### Recorded data
* * * *
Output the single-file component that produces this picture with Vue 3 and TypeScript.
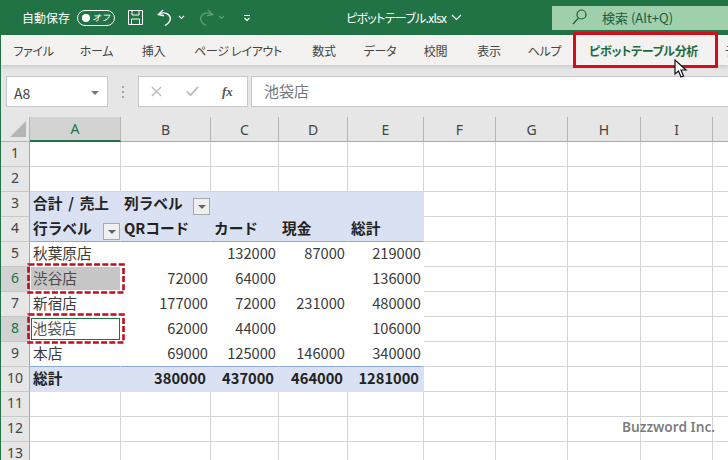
* * * *
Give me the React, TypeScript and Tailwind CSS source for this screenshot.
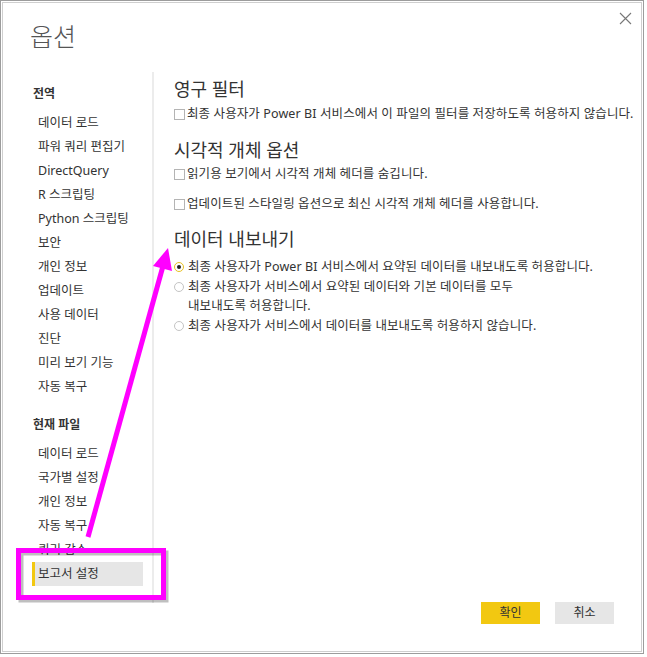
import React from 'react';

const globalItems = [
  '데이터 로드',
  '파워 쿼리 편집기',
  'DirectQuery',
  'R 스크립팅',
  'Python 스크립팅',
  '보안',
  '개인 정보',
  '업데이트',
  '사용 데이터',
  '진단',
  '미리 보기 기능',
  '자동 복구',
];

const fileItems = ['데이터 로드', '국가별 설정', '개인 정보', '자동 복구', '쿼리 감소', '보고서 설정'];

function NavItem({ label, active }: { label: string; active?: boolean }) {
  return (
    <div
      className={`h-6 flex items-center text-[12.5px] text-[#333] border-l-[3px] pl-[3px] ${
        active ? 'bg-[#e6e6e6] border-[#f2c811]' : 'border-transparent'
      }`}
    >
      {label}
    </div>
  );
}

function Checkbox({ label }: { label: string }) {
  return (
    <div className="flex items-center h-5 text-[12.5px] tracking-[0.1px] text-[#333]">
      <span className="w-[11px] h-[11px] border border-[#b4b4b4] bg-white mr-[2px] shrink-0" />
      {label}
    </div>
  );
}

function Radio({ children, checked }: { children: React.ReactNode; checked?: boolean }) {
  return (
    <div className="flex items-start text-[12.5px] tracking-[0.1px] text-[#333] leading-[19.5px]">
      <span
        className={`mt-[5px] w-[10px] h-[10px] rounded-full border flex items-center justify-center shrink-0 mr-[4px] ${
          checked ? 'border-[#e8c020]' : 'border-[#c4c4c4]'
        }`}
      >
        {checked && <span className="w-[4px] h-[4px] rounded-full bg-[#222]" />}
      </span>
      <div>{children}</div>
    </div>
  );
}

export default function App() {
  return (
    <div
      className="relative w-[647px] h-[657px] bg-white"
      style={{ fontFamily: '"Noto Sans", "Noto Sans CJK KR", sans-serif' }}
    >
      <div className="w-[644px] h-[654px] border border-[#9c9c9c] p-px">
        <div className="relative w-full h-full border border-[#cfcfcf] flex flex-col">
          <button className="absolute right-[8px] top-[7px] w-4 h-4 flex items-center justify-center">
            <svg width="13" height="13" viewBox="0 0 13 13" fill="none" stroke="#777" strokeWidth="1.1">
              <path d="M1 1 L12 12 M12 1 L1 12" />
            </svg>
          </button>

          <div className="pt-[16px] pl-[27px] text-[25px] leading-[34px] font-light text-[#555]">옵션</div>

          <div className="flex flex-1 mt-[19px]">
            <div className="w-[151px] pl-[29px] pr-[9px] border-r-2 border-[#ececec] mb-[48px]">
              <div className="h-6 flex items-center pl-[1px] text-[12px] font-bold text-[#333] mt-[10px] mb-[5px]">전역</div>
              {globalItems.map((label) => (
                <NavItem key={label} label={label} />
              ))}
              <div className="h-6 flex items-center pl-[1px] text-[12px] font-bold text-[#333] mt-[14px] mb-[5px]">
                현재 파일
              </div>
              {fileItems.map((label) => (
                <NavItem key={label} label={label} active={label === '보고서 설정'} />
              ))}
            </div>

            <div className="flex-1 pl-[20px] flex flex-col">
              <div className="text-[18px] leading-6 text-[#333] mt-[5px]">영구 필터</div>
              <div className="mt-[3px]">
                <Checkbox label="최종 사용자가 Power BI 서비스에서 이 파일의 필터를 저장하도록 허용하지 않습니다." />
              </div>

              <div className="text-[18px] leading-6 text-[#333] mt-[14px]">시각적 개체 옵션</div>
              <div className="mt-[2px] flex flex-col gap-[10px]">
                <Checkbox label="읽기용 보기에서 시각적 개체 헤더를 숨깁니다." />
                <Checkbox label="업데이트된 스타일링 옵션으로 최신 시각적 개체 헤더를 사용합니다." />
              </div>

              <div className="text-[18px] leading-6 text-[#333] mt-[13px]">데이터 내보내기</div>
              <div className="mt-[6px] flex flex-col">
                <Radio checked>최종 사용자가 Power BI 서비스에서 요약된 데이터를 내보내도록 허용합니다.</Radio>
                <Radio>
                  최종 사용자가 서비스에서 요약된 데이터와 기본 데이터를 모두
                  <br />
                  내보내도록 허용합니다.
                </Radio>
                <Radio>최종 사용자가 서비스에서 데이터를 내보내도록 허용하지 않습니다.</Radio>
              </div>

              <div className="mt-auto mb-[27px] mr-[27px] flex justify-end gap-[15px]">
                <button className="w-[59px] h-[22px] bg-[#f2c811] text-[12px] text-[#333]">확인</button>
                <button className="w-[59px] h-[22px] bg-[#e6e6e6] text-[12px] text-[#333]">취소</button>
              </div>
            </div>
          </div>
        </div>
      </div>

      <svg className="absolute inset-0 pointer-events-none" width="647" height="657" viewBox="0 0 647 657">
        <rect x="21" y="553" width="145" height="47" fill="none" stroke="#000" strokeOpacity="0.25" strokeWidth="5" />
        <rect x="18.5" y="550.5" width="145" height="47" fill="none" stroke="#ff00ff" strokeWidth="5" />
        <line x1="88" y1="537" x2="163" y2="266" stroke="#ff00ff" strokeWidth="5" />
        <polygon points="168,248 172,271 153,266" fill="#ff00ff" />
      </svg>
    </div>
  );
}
* * * *
### Given task
Find the word "this" and list each line it appears in.

### Full response
Output the single-file component that produces this picture with Vue 3 and TypeScript.
Give me the React, TypeScript and Tailwind CSS source for this screenshot.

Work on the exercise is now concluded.